● **PROBLEM DESCRIPTION**:
Repeat exactly the lines running from the first line of the data to the line containing "const cell = 'border-2", both ends included, and nothing else; drop the pictures.

● **SOURCE DATA**:
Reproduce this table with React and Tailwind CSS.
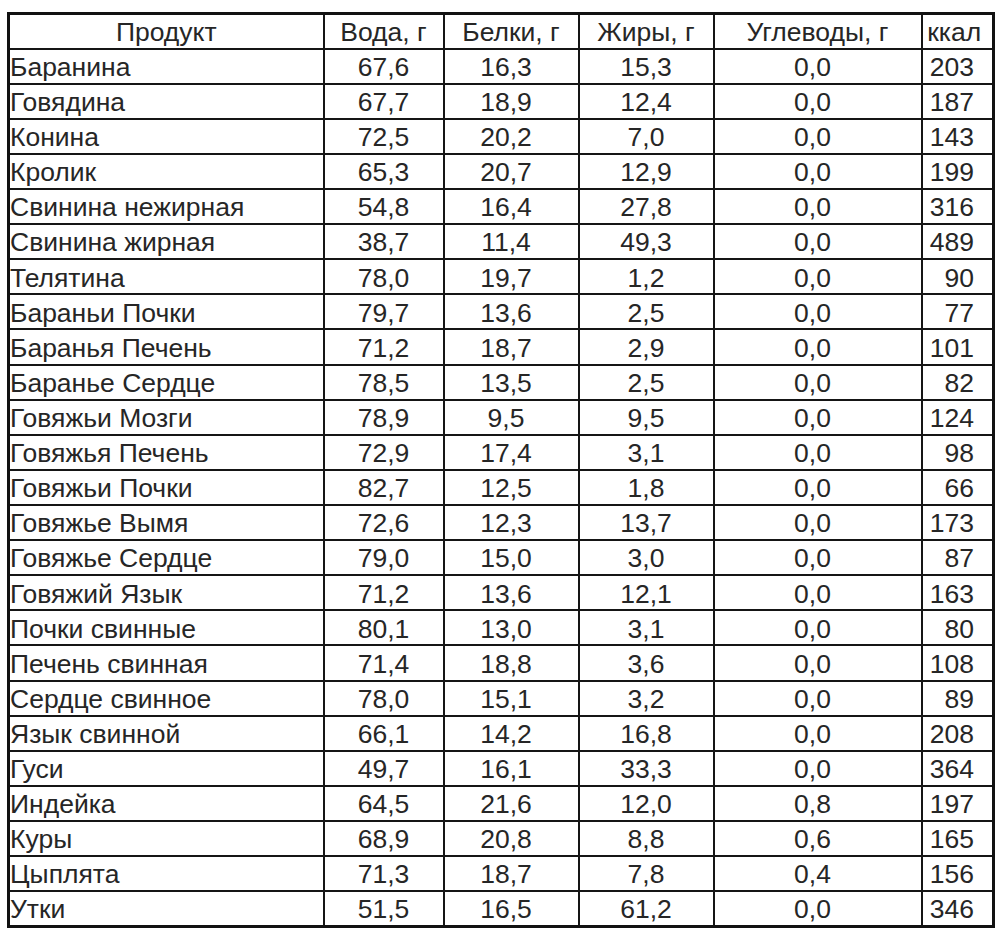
const rows = [
  ['Баранина', '67,6', '16,3', '15,3', '0,0', '203'],
  ['Говядина', '67,7', '18,9', '12,4', '0,0', '187'],
  ['Конина', '72,5', '20,2', '7,0', '0,0', '143'],
  ['Кролик', '65,3', '20,7', '12,9', '0,0', '199'],
  ['Свинина нежирная', '54,8', '16,4', '27,8', '0,0', '316'],
  ['Свинина жирная', '38,7', '11,4', '49,3', '0,0', '489'],
  ['Телятина', '78,0', '19,7', '1,2', '0,0', '90'],
  ['Бараньи Почки', '79,7', '13,6', '2,5', '0,0', '77'],
  ['Баранья Печень', '71,2', '18,7', '2,9', '0,0', '101'],
  ['Баранье Сердце', '78,5', '13,5', '2,5', '0,0', '82'],
  ['Говяжьи Мозги', '78,9', '9,5', '9,5', '0,0', '124'],
  ['Говяжья Печень', '72,9', '17,4', '3,1', '0,0', '98'],
  ['Говяжьи Почки', '82,7', '12,5', '1,8', '0,0', '66'],
  ['Говяжье Вымя', '72,6', '12,3', '13,7', '0,0', '173'],
  ['Говяжье Сердце', '79,0', '15,0', '3,0', '0,0', '87'],
  ['Говяжий Язык', '71,2', '13,6', '12,1', '0,0', '163'],
  ['Почки свинные', '80,1', '13,0', '3,1', '0,0', '80'],
  ['Печень свинная', '71,4', '18,8', '3,6', '0,0', '108'],
  ['Сердце свинное', '78,0', '15,1', '3,2', '0,0', '89'],
  ['Язык свинной', '66,1', '14,2', '16,8', '0,0', '208'],
  ['Гуси', '49,7', '16,1', '33,3', '0,0', '364'],
  ['Индейка', '64,5', '21,6', '12,0', '0,8', '197'],
  ['Куры', '68,9', '20,8', '8,8', '0,6', '165'],
  ['Цыплята', '71,3', '18,7', '7,8', '0,4', '156'],
  ['Утки', '51,5', '16,5', '61,2', '0,0', '346'],
];

const cell = 'border-2 border-[#151515] p-0 pt-[2px] leading-none';

export default function App() {
  return (
    <div
      className="w-[1000px] h-[936px] bg-white pt-[12px] pl-[7px] text-[#262626] text-[26.5px]"
      style={{ fontFamily: '"Liberation Sans", Arial, sans-serif' }}
    >
      <table className="table-fixed border-collapse border-[3px] border-[#111] w-[985px]">
        <colgroup>
          <col className="w-[315px]" />
          <col className="w-[120px]" />
          <col className="w-[135px]" />
          <col className="w-[135px]" />
          <col className="w-[208px]" />
          <col className="w-[72px]" />
        </colgroup>
        <thead>
          <tr className="h-[35.12px]">
            <th className={`${cell} font-normal text-center`}>Продукт</th>
            <th className={`${cell} font-normal text-center`}>Вода, г</th>
            <th className={`${cell} font-normal text-center`}>Белки, г</th>
            <th className={`${cell} font-normal text-center`}>Жиры, г</th>
            <th className={`${cell} font-normal text-center`}>Углеводы, г</th>
            <th className={`${cell} font-normal text-center pr-[6px]`}>ккал</th>
          </tr>
        </thead>
        <tbody>
          {rows.map(r => (
            <tr key={r[0]} className="h-[35.12px]">
              <td className={`${cell} text-left pl-0 whitespace-nowrap`}>{r[0]}</td>
              <td className={`${cell} text-center`}>{r[1]}</td>
              <td className={`${cell} text-center pr-[10px]`}>{r[2]}</td>
              <td className={`${cell} text-center`}>{r[3]}</td>
              <td className={`${cell} text-center pr-[10px]`}>{r[4]}</td>
              <td className={`${cell} text-right pr-[18px]`}>{r[5]}</td>
            </tr>
          ))}
        </tbody>
      </table>
    </div>
  );
}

● **WRITTEN REPLY**:
Reproduce this table with React and Tailwind CSS.
const rows = [
  ['Баранина', '67,6', '16,3', '15,3', '0,0', '203'],
  ['Говядина', '67,7', '18,9', '12,4', '0,0', '187'],
  ['Конина', '72,5', '20,2', '7,0', '0,0', '143'],
  ['Кролик', '65,3', '20,7', '12,9', '0,0', '199'],
  ['Свинина нежирная', '54,8', '16,4', '27,8', '0,0', '316'],
  ['Свинина жирная', '38,7', '11,4', '49,3', '0,0', '489'],
  ['Телятина', '78,0', '19,7', '1,2', '0,0', '90'],
  ['Бараньи Почки', '79,7', '13,6', '2,5', '0,0', '77'],
  ['Баранья Печень', '71,2', '18,7', '2,9', '0,0', '101'],
  ['Баранье Сердце', '78,5', '13,5', '2,5', '0,0', '82'],
  ['Говяжьи Мозги', '78,9', '9,5', '9,5', '0,0', '124'],
  ['Говяжья Печень', '72,9', '17,4', '3,1', '0,0', '98'],
  ['Говяжьи Почки', '82,7', '12,5', '1,8', '0,0', '66'],
  ['Говяжье Вымя', '72,6', '12,3', '13,7', '0,0', '173'],
  ['Говяжье Сердце', '79,0', '15,0', '3,0', '0,0', '87'],
  ['Говяжий Язык', '71,2', '13,6', '12,1', '0,0', '163'],
  ['Почки свинные', '80,1', '13,0', '3,1', '0,0', '80'],
  ['Печень свинная', '71,4', '18,8', '3,6', '0,0', '108'],
  ['Сердце свинное', '78,0', '15,1', '3,2', '0,0', '89'],
  ['Язык свинной', '66,1', '14,2', '16,8', '0,0', '208'],
  ['Гуси', '49,7', '16,1', '33,3', '0,0', '364'],
  ['Индейка', '64,5', '21,6', '12,0', '0,8', '197'],
  ['Куры', '68,9', '20,8', '8,8', '0,6', '165'],
  ['Цыплята', '71,3', '18,7', '7,8', '0,4', '156'],
  ['Утки', '51,5', '16,5', '61,2', '0,0', '346'],
];

const cell = 'border-2 border-[#151515] p-0 pt-[2px] leading-none';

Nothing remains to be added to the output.